You know what I got Tina for our anniversary?
A rug to match the drapes.
Oh, and I got her a stomach ache. The dinner we ate at Province was sooooooo filling. We were both wallowing in grunts afterward.
Mind you, the meal was delectable. But food shouldn’t be consumed in great excess. Not because it says so in the bible. But because sometimes I want enough room in my innards to drink a beer after dinner.
But this damn rug. What the hell was I thinking? We shopped for jewelry that day, too. But shopping for jewelry is goddamn worthless to me. I know, I’m a guy.
And I’m kinda cheap. But …
If the first time you see a sparkly thing that costs between $149 and $75,000 and you want one or all of it, it might be something you should sleep on.
I’m not one to consider the day of an event the only opportunity to make it work. I usually celebrate my birthday for a month. I’m not the only selfish prick to do it. I’m in good company.
So let’s just say, Tina’s anniversary present could be out there and we need to find it.
On our anniversary, we stopped by a store called West Elm after our jewelry bust. Tina wanted to look at a rug she wanted. I told her I’d get it for her. Instead of buying it, she checked out a sample of the rug for $25. If you bring back the sample, you get your money back or $25 toward your purchase.
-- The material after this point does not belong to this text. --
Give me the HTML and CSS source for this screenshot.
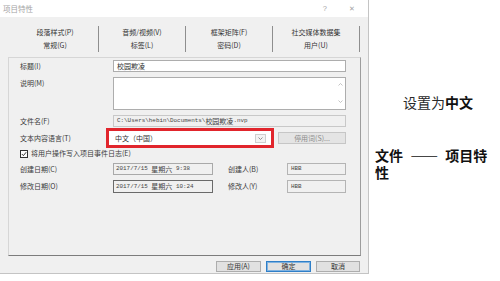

West Elm is a furniture store with a penchant for merchandising cheap furniture to look expensive, expensive enough but priced well enough to get a lot of people to buy their product and litter their homes with it.
Yesterday, the day after our anniversary, Tina turned to me and said, “I want that rug. Will you go with me to pick it up?”
“I don’t really want to, but okay.”
I wasn’t too put out by this rug. It’s nice and we need to replace Talulah and Zoe’s center for puke distribution we have in front of our TV now.
So we went. I’m not a shopper. If I spend more than 10 minutes in a space that I’m not photographing, I get bored. Really, really bored.
The type of ennui that puts crack addicts into rehab.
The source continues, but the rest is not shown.